Locate all lines with the word "size" and copy them out.

Records:
*-*-*
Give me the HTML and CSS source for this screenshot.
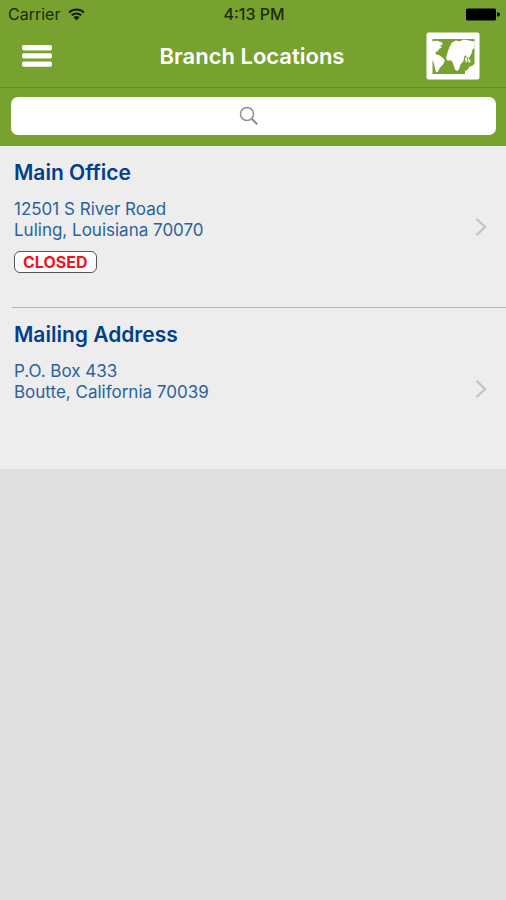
*-*-*
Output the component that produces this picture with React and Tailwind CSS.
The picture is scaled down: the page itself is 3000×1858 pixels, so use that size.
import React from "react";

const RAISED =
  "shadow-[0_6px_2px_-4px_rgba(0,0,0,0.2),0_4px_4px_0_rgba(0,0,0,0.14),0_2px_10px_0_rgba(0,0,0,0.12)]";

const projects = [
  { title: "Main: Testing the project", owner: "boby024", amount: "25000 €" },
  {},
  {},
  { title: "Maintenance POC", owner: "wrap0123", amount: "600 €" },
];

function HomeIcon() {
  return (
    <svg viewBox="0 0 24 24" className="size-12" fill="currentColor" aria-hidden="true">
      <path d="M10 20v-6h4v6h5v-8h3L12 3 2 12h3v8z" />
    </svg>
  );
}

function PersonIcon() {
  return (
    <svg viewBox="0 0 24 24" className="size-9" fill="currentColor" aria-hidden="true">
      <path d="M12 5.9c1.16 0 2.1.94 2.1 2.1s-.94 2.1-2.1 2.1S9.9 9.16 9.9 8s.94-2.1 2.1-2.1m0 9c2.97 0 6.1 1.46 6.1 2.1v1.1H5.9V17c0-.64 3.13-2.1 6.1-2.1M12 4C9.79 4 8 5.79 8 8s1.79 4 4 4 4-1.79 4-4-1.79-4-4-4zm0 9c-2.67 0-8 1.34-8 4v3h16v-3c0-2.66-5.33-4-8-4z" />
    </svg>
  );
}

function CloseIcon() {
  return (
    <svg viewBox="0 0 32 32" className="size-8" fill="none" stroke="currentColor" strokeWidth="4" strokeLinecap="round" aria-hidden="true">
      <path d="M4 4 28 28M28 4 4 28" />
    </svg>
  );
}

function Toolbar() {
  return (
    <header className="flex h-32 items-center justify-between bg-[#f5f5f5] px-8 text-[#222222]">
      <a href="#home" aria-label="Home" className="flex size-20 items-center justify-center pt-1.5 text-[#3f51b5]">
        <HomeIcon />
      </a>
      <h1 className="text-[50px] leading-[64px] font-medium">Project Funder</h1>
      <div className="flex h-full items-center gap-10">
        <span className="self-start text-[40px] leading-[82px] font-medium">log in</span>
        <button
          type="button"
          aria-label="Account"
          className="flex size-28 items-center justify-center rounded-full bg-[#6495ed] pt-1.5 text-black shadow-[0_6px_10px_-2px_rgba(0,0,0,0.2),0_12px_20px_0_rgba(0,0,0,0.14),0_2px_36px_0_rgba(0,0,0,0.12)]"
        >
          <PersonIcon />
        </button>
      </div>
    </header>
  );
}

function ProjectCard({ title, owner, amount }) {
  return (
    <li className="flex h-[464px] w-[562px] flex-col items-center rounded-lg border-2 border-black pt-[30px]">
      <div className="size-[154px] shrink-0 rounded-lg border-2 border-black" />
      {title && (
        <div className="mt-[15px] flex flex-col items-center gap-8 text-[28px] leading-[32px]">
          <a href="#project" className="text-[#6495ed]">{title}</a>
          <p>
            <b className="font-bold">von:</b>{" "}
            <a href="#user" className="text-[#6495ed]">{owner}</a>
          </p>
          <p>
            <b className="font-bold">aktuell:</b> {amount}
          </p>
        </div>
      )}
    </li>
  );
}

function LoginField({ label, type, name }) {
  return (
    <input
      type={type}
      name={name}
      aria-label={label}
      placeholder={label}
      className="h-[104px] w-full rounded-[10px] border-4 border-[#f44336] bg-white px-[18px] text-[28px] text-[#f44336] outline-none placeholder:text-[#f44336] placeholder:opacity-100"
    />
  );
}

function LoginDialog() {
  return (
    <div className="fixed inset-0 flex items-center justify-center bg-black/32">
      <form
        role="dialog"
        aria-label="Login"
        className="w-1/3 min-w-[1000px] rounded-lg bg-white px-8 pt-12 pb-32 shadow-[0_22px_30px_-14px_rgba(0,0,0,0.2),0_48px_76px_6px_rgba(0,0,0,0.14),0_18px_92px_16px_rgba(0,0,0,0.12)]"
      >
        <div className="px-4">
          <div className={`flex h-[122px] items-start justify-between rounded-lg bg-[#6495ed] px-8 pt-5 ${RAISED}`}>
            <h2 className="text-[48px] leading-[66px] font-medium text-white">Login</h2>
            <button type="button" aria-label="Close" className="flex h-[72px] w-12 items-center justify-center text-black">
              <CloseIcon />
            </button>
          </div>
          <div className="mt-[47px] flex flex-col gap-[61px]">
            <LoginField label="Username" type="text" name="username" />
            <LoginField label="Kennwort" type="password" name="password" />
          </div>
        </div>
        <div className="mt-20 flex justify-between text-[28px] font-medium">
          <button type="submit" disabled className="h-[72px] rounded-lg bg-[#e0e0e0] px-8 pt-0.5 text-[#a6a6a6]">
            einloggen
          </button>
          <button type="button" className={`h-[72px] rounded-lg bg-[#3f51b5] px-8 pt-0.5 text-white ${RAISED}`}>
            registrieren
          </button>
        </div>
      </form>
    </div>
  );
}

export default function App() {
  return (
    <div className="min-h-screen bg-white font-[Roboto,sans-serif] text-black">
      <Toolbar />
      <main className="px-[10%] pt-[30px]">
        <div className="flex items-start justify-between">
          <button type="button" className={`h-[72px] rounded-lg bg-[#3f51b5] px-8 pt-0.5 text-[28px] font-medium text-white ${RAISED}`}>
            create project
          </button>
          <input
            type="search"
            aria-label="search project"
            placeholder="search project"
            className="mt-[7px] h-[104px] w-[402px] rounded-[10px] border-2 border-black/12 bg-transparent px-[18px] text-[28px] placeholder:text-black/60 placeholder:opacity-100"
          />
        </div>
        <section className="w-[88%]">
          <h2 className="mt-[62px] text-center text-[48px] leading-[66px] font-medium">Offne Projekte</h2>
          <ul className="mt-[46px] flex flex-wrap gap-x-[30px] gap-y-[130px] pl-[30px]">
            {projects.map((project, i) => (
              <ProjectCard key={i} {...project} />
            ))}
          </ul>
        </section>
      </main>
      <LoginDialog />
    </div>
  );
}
*-*-*
Answer below:
The picture is scaled down: the page itself is 3000×1858 pixels, so use that size.
    <svg viewBox="0 0 24 24" className="size-12" fill="currentColor" aria-hidden="true">
    <svg viewBox="0 0 24 24" className="size-9" fill="currentColor" aria-hidden="true">
    <svg viewBox="0 0 32 32" className="size-8" fill="none" stroke="currentColor" strokeWidth="4" strokeLinecap="round" aria-hidden="true">
      <a href="#home" aria-label="Home" className="flex size-20 items-center justify-center pt-1.5 text-[#3f51b5]">
          className="flex size-28 items-center justify-center rounded-full bg-[#6495ed] pt-1.5 text-black shadow-[0_6px_10px_-2px_rgba(0,0,0,0.2),0_12px_20px_0_rgba(0,0,0,0.14),0_2px_36px_0_rgba(0,0,0,0.12)]"
      <div className="size-[154px] shrink-0 rounded-lg border-2 border-black" />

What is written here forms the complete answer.